I have big plans for Writer’s Year 2022, and this time, taking a cue from Kristine Kathryn Rusch, I am actually scheduling my books and stories on a calendar. That is, in effect, making a business plan for my writing. I have to tell you, the amount of relief that washed over me as I actually mapped out the rest of the year—and especially the summer months leading to Labor Day 2022–made me smile and got me excited for my next projects.

And those projects are not merely new stories to write. I have also planned on a publishing schedule as well. I’ll admit I’ve fallen behind on where I wanted to be in terms of publishing stories for the public to read. As such, my name has fallen by the wayside in the minds of future readers, including folks in my own newsletter group.

That’s on me. I have recently begun to realize, with a huge assist by Steven Pressfield’s The War of Art book, that I’ve been treating my fiction and publication more as a hobby than a business. I’ve had an amateur’s mindset. Which is weird because from Day One, back in 2015 when I published my first book, I created my own company.

But the amateur’s mindset kept being dominant. I’m not sure why, but if Pressfield were sitting across the table from me, he’d tell me it was Resistance. Veteran writer Dean Wesley Smith would concur and throw in fear. Smith would also toss in the variable of “fun.” He’d tell me I’m not having any fun with my writing.

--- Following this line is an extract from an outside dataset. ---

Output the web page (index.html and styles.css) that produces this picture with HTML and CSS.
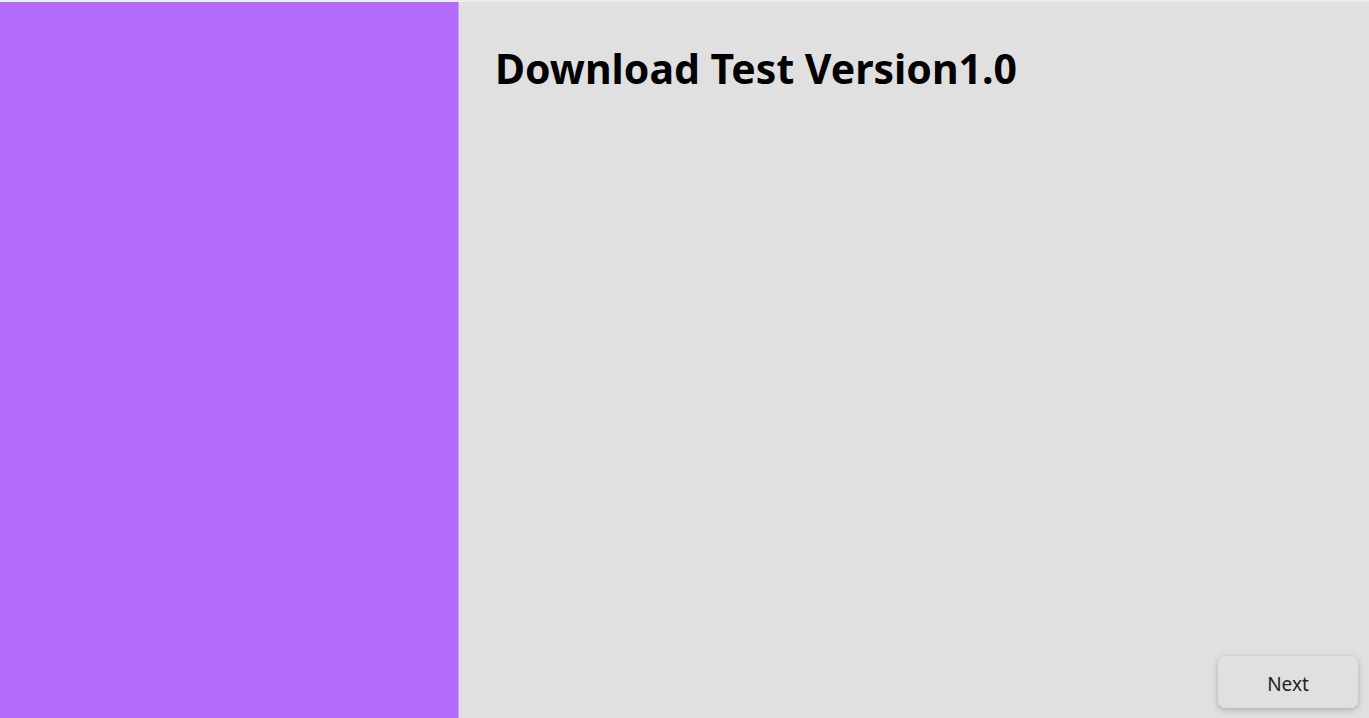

Both of them are correct. I need to conquer Resistance and become more professional with my fiction and have fun along the way. After all, I’m the first reader of my stories and I’m supposed to have fun writing them for myself. That I get to share them with others is a bonus.

So that’s where my head is at on this Writer’s New Year’s Day 2022. Each day this year, I will strive to overcome Resistance and Fear in my writing. I will strive to have fun with the stories I tell. And I will strive to make them available on a more regular schedule.